Michelle Obama, daughters visit Holocaust Memorial

Michelle Obama, daughters visit Holocaust Memorial

BERLIN - Agence France-Presse
Michelle Obama, daughters visit Holocaust Memorial

US first lady Michelle Obama visits the Holocaust Memorial in Berlin June 19, 2013. REUTERS photo

US First Lady Michelle Obama and her two daughters, Malia and Sasha, on Wednesday visited Berlin's Holocaust Memorial as part of a tour of key sites of Germany's troubled Nazi and Cold War history.
 
As President Barack Obama attended to matters of state during a 24-hour visit to the German capital, his family had a rather sombre sightseeing schedule.
 
They were also to take in the Cold War-era Checkpoint Charlie, where US and Soviet tanks once faced off, and a remaining stretch of the Berlin Wall that once split the city.
 
The Obamas, dressed in light summer clothes on a blistering hot day, were joined by the president's half-sister Auma, who studied in Germany and lives in Kenya, as they visited the Memorial to the Murdered Jews of Europe.
 
Opened in 2005 near the Brandenburg Gate, the field of 2,700 concrete slabs of varying height evokes a cemetery to many visitors and serves as a memorial for the millions of Jewish victims of the Holocaust.
 
Visitors walk along pathways that descend into the heart of a claustrophobic maze, while below the fate of the millions who were murdered is documented in a subterranean information centre.
 
At Checkpoint Charlie -- the best-known border crossing between Berlin's former US and Soviet sectors -- the Obama family would see a temporary display by artist Yadegar Asisi which gives visitors a glimpse at what life along the Wall was like.
 
A large panorama inside a circular building gives a photorealistic view of a divided 1980s Berlin neighbourhood, showing the graffiti-covered West side of the Wall and, beyond the guard dogs, barbed wire and search lights, the drabness of East Berlin beyond.

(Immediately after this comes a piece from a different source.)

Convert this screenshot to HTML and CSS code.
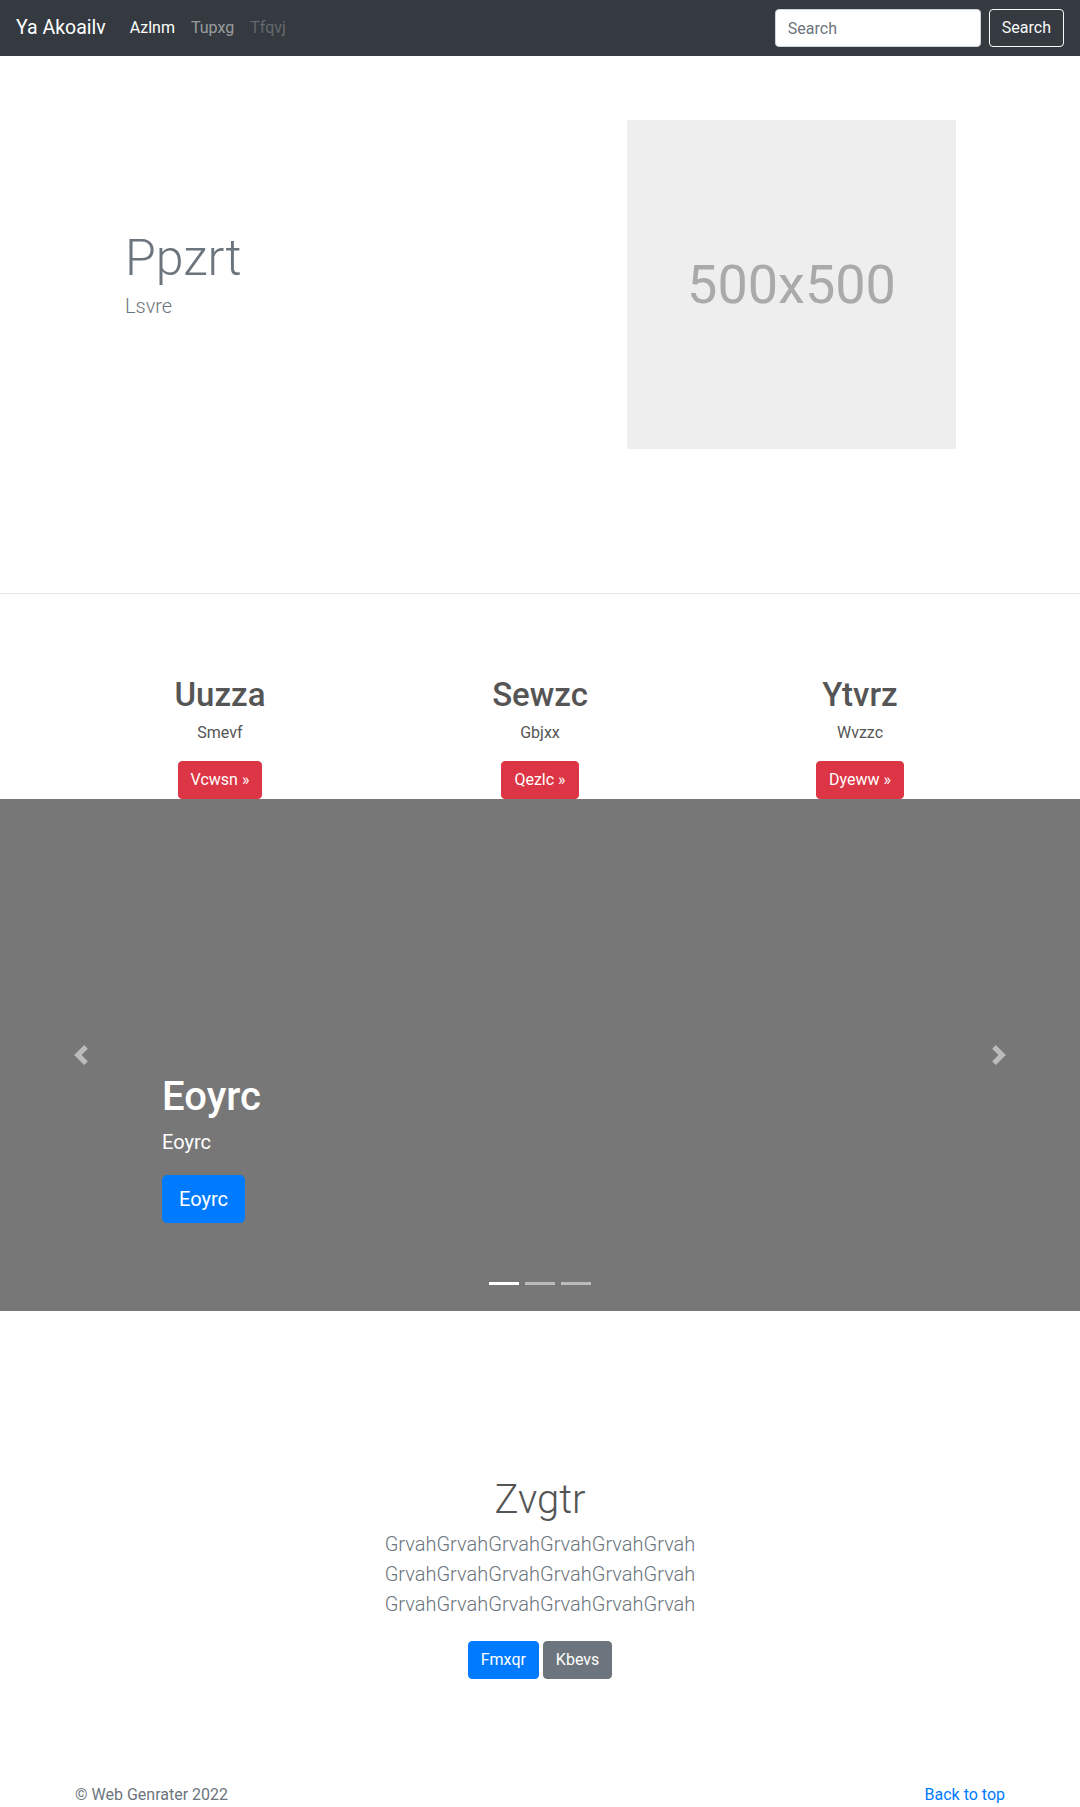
FILE: index.html
```html
<!DOCTYPE html>
<html lang="en">
<head>
<meta charset="utf-8">
<title>Ya Akoailv</title>
<link rel="stylesheet" href="styles.css">
</head>
<body>
<nav class="navbar">
  <a class="brand" href="#">Ya Akoailv</a>
  <ul class="nav">
    <li><a class="nav-link active" href="#">Azlnm</a></li>
    <li><a class="nav-link" href="#">Tupxg</a></li>
    <li><a class="nav-link disabled" href="#">Tfqvj</a></li>
  </ul>
  <form class="search">
    <input class="search-input" type="text" placeholder="Search">
    <button class="btn btn-outline-light" type="button">Search</button>
  </form>
</nav>

<main>
  <section class="hero">
    <div class="hero-text">
      <h1 class="hero-title">Ppzrt</h1>
      <p class="hero-lead">Lsvre</p>
    </div>
    <div class="hero-media">
      <div class="placeholder">500x500</div>
    </div>
  </section>

  <hr class="divider">

  <section class="features">
    <div class="feature">
      <h2 class="feature-title">Uuzza</h2>
      <p class="feature-text">Smevf</p>
      <a class="btn btn-danger" href="#">Vcwsn »</a>
    </div>
    <div class="feature">
      <h2 class="feature-title">Sewzc</h2>
      <p class="feature-text">Gbjxx</p>
      <a class="btn btn-danger" href="#">Qezlc »</a>
    </div>
    <div class="feature">
      <h2 class="feature-title">Ytvrz</h2>
      <p class="feature-text">Wvzzc</p>
      <a class="btn btn-danger" href="#">Dyeww »</a>
    </div>
  </section>

  <section class="carousel">
    <ol class="indicators">
      <li class="indicator active"></li>
      <li class="indicator"></li>
      <li class="indicator"></li>
    </ol>
    <div class="caption">
      <h1 class="caption-title">Eoyrc</h1>
      <p class="caption-text">Eoyrc</p>
      <div class="caption-action"><a class="btn btn-lg btn-primary" href="#">Eoyrc</a></div>
    </div>
    <a class="control control-prev" href="#">
      <svg width="20" height="20" viewBox="0 0 8 8" fill="#fff"><path d="M5.25 0l-4 4 4 4 1.5-1.5L4.25 4l2.5-2.5L5.25 0z"/></svg>
    </a>
    <a class="control control-next" href="#">
      <svg width="20" height="20" viewBox="0 0 8 8" fill="#fff"><path d="M2.75 0l-1.5 1.5L3.75 4l-2.5 2.5L2.75 8l4-4-4-4z"/></svg>
    </a>
  </section>

  <section class="jumbotron">
    <h1 class="jumbotron-heading">Zvgtr</h1>
    <p class="jumbotron-lead">GrvahGrvahGrvahGrvahGrvahGrvah<br>GrvahGrvahGrvahGrvahGrvahGrvah<br>GrvahGrvahGrvahGrvahGrvahGrvah</p>
    <div class="jumbotron-actions">
      <a class="btn btn-primary" href="#">Fmxqr</a>
      <a class="btn btn-secondary" href="#">Kbevs</a>
    </div>
  </section>
</main>

<footer class="footer">
  <p class="copy">© Web Genrater 2022</p>
  <a class="back" href="#">Back to top</a>
</footer>
</body>
</html>
```

FILE: styles.css
```css
* { box-sizing: border-box; }

body {
  margin: 0;
  font-family: Roboto, "Open Sans", "Liberation Sans", sans-serif;
  font-size: 16px;
  line-height: 1.5;
  color: #212529;
  background: #fff;
}

a { text-decoration: none; }

/* Navbar */
.navbar {
  display: flex;
  align-items: center;
  height: 56px;
  padding: 0 16px;
  background: #343a40;
}
.brand {
  font-size: 19.5px;
  line-height: 30px;
  color: #fff;
  margin-right: 16px;
}
.nav {
  display: flex;
  flex: 1;
  list-style: none;
  margin: 0;
  padding: 0;
}
.nav-link {
  display: block;
  padding: 8px;
  color: rgba(255, 255, 255, 0.5);
}
.nav-link.active { color: #fff; }
.nav-link.disabled { color: rgba(255, 255, 255, 0.25); }

.search {
  display: flex;
  align-items: center;
  gap: 8px;
}
.search-input {
  width: 206px;
  height: 38px;
  padding: 6px 12px;
  font: inherit;
  color: #495057;
  background: #fff;
  border: 1px solid #ced4da;
  border-radius: 4px;
}
.search-input::placeholder { color: #6c757d; }

/* Buttons */
.btn {
  display: inline-block;
  font: inherit;
  font-size: 16px;
  line-height: 24px;
  padding: 6px 12px;
  border: 1px solid transparent;
  border-radius: 4px;
  color: #fff;
  text-align: center;
  cursor: pointer;
}
.btn-outline-light {
  background: transparent;
  color: #f8f9fa;
  border-color: #f8f9fa;
}
.btn-danger { background: #dc3545; border-color: #dc3545; }
.btn-primary { background: #007bff; border-color: #007bff; }
.btn-secondary { background: #6c757d; border-color: #6c757d; }
.btn-lg {
  font-size: 20px;
  line-height: 30px;
  padding: 8px 16px;
  border-radius: 5px;
}

/* Hero */
.hero {
  display: flex;
  align-items: center;
  width: 960px;
  margin: 0 auto;
  padding: 64px 0 144px;
}
.hero-text {
  width: 480px;
  padding: 0 0 20px 65px;
}
.hero-title {
  margin: 0;
  font-size: 50px;
  font-weight: 300;
  line-height: 1.2;
  color: #6c757d;
}
.hero-lead {
  margin: 3px 0 0;
  font-size: 20px;
  font-weight: 300;
  color: #6c757d;
}
.hero-media {
  width: 480px;
  padding-left: 87px;
}
.placeholder {
  width: 329px;
  height: 329px;
  display: flex;
  align-items: center;
  justify-content: center;
  background: #eee;
  color: #aaa;
  font-size: 54px;
}

.divider {
  margin: 0;
  border: 0;
  border-top: 1px solid rgba(0, 0, 0, 0.1);
}

/* Features */
.features {
  display: grid;
  grid-template-columns: repeat(3, 1fr);
  width: 960px;
  margin: 0 auto;
  padding-top: 81px;
}
.feature {
  display: flex;
  flex-direction: column;
  align-items: center;
  text-align: center;
}
.feature-title {
  margin: 0 0 6px;
  font-size: 33px;
  font-weight: 500;
  line-height: 1.2;
  color: #555;
}
.feature-text {
  margin: 0 0 16px;
  color: #555;
}

/* Carousel */
.carousel {
  position: relative;
  height: 512px;
  background: #777;
  overflow: hidden;
}
.indicators {
  position: absolute;
  left: 0;
  right: 0;
  bottom: 16px;
  display: flex;
  justify-content: center;
  list-style: none;
  margin: 0;
  padding: 0;
}
.indicator {
  width: 30px;
  height: 3px;
  margin: 10px 3px;
  background: #fff;
  opacity: 0.5;
}
.indicator.active { opacity: 1; }
.caption {
  position: absolute;
  left: 162px;
  right: 162px;
  bottom: 68px;
  padding: 20px 0;
  color: #fff;
}
.caption-title {
  margin: 0 0 6px;
  font-size: 40px;
  font-weight: 500;
  line-height: 1.2;
}
.caption-text {
  margin: 0 0 18px;
  font-size: 20px;
  line-height: 30px;
}
.caption-action { display: flex; }
.control {
  position: absolute;
  top: 0;
  bottom: 0;
  width: 162px;
  display: flex;
  align-items: center;
  justify-content: center;
  opacity: 0.5;
}
.control-prev { left: 0; }
.control-next { right: 0; }

/* Jumbotron */
.jumbotron {
  text-align: center;
  padding: 165px 0 56px;
}
.jumbotron-heading {
  margin: 0 0 5px;
  font-size: 40px;
  font-weight: 300;
  line-height: 1.2;
  color: #555;
}
.jumbotron-lead {
  margin: 0 0 22px;
  font-size: 20px;
  font-weight: 300;
  line-height: 30px;
  color: #6c757d;
}

/* Footer */
.footer {
  display: flex;
  justify-content: space-between;
  width: 930px;
  margin: 0 auto;
  padding: 48px 0;
  color: #6c757d;
}
.copy { margin: 0; }
.back { color: #007bff; }
```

The Obama family was set to be joined by Joachim Sauer, the husband of Chancellor Angela Merkel, on the next stop, the Berlin Wall Memorial, a remaining 220-metre (720-foot) section of the 155-kilometre (95-mile) "death strip" that split the city between 1961 and 1989.

Located at Bernauer Strasse, it features a preserved guard tower and fortifications of the Wall, where at least 136 East Germans died in the city during escape attempts.

The final stop was set to be the Reichstag, which housed the assemblies of the German Empire, Weimar Republic and Nazi Germany until it was destroyed by fire in 1933, leaving it abandoned for decades.

Refurbished after Germany's 1990 reunification by architect Norman Foster, who added its characteristic glass dome to symbolise open democracy, it has since 1999 housed the lower house of parliament, the Bundestag.

After their tour, the US first family was set for some light relief, Berlin newspapers reported. In the afternoon, Michelle, 49, as well as 12-year-old Sasha and Malia, 14, were due to go shopping near their luxury hotel at Potsdamer Platz before the girls were set to watch a movie in a nearby cineplex.